> YOUR INSTRUCTIONS: Reproduce each line from the records that holds "component".

======== EXTRACTED MATERIAL

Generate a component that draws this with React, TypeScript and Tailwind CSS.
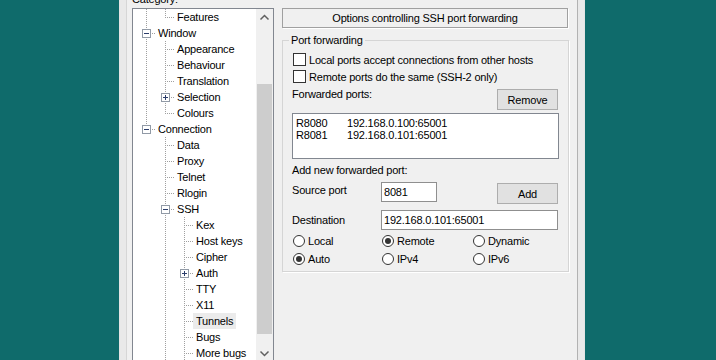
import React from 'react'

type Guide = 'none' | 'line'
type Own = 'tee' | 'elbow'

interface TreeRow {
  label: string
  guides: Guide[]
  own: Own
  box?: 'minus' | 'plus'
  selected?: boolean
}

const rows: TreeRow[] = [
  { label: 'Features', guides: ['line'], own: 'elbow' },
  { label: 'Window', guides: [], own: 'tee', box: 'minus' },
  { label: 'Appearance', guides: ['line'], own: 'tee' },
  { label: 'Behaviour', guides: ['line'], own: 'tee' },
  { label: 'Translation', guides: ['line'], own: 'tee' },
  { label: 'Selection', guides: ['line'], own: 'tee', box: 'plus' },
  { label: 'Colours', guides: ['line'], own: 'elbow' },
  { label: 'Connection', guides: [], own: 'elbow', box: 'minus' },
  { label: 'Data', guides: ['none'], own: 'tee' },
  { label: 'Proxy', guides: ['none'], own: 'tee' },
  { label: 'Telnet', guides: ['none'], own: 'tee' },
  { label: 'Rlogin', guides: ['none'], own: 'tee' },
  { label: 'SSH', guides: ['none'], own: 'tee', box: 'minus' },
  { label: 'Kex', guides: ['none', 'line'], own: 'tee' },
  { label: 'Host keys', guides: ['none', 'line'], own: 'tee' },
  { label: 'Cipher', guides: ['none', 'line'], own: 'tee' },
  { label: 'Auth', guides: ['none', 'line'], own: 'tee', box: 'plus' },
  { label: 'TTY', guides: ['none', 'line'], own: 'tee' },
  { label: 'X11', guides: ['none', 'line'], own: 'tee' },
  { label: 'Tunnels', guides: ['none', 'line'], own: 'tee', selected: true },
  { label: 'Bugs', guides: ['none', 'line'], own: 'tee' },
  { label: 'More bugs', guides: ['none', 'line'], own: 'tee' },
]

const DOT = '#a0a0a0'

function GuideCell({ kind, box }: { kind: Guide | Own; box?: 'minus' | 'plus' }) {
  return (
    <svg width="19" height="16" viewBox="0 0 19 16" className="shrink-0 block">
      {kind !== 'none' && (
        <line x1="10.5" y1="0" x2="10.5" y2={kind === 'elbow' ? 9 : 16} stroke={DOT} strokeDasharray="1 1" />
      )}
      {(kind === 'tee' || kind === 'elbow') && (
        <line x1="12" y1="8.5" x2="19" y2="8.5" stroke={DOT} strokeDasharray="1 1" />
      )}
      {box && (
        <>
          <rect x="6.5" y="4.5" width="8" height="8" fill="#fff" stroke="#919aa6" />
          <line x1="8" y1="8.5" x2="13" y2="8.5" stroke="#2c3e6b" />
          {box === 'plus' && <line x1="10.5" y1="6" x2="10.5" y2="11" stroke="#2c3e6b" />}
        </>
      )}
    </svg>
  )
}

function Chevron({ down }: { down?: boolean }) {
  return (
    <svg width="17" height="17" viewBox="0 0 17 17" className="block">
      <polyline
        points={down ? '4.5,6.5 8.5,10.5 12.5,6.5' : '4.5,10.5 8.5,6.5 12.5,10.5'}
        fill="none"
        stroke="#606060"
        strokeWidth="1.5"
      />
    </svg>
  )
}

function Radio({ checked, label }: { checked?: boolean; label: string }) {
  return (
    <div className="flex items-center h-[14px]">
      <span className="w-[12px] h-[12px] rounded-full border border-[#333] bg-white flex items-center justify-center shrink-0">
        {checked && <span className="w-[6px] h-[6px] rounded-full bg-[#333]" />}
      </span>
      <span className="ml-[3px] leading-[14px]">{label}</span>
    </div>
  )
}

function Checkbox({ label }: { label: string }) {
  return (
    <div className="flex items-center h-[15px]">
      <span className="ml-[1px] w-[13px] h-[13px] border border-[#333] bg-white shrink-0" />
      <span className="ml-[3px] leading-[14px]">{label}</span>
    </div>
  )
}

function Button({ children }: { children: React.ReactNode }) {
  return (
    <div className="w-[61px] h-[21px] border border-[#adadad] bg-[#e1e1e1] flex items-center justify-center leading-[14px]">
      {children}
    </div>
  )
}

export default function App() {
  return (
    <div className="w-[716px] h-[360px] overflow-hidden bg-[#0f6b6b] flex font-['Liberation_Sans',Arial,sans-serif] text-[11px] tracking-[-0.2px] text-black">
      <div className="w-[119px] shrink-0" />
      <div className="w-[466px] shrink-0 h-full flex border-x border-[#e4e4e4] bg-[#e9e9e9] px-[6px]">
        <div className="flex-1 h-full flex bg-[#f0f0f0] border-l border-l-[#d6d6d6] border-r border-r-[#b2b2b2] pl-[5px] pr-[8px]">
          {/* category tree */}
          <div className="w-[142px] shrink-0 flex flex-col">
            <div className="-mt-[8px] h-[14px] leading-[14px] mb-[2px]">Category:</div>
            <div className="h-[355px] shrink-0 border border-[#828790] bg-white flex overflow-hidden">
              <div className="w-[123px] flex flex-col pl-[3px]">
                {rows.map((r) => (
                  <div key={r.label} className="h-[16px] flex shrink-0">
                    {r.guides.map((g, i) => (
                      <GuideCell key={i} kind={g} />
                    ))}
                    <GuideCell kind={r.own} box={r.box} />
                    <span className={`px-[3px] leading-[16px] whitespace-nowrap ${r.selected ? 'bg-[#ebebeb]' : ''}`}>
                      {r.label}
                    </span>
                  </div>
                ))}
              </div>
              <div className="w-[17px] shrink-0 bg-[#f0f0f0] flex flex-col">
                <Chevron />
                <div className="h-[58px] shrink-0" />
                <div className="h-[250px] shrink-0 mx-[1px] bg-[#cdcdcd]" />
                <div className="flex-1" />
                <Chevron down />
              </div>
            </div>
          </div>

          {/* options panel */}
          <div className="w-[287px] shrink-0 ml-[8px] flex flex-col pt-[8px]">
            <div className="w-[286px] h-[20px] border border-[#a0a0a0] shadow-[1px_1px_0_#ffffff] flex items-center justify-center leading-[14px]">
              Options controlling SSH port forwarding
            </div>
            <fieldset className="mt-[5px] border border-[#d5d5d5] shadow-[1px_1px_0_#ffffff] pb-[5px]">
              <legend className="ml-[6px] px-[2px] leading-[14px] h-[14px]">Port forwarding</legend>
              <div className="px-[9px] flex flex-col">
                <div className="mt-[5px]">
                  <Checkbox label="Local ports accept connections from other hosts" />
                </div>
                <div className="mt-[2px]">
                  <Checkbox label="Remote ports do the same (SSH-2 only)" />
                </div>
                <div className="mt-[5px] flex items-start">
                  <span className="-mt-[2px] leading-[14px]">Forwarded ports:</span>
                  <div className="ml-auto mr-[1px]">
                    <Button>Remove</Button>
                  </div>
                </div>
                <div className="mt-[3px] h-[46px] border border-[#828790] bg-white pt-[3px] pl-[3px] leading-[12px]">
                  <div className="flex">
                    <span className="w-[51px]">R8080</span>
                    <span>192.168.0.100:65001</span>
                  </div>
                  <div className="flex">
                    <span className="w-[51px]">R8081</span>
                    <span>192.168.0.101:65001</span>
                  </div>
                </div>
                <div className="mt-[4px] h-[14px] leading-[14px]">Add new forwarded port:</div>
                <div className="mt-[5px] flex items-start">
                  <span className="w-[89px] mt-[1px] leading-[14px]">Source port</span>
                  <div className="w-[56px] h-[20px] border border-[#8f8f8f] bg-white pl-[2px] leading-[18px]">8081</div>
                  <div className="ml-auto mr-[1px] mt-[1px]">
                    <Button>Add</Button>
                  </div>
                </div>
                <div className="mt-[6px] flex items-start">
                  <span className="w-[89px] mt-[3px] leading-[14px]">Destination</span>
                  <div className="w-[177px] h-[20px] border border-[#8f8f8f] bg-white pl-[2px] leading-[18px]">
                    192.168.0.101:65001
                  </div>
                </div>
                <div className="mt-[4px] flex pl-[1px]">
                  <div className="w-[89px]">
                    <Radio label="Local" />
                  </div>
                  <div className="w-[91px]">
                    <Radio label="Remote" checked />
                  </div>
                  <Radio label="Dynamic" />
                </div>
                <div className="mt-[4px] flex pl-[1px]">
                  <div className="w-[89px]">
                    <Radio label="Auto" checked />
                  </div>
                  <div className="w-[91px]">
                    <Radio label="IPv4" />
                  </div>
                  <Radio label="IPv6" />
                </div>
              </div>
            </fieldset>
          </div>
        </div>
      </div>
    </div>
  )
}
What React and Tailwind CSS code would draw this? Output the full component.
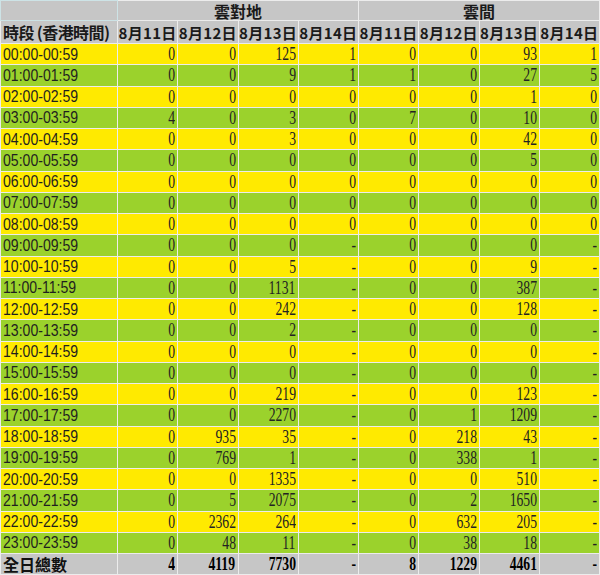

================

> SOLVED EXERCISE:
Generate a component that draws this with React, TypeScript and Tailwind CSS.
What React and Tailwind CSS code would draw this? Output the full component.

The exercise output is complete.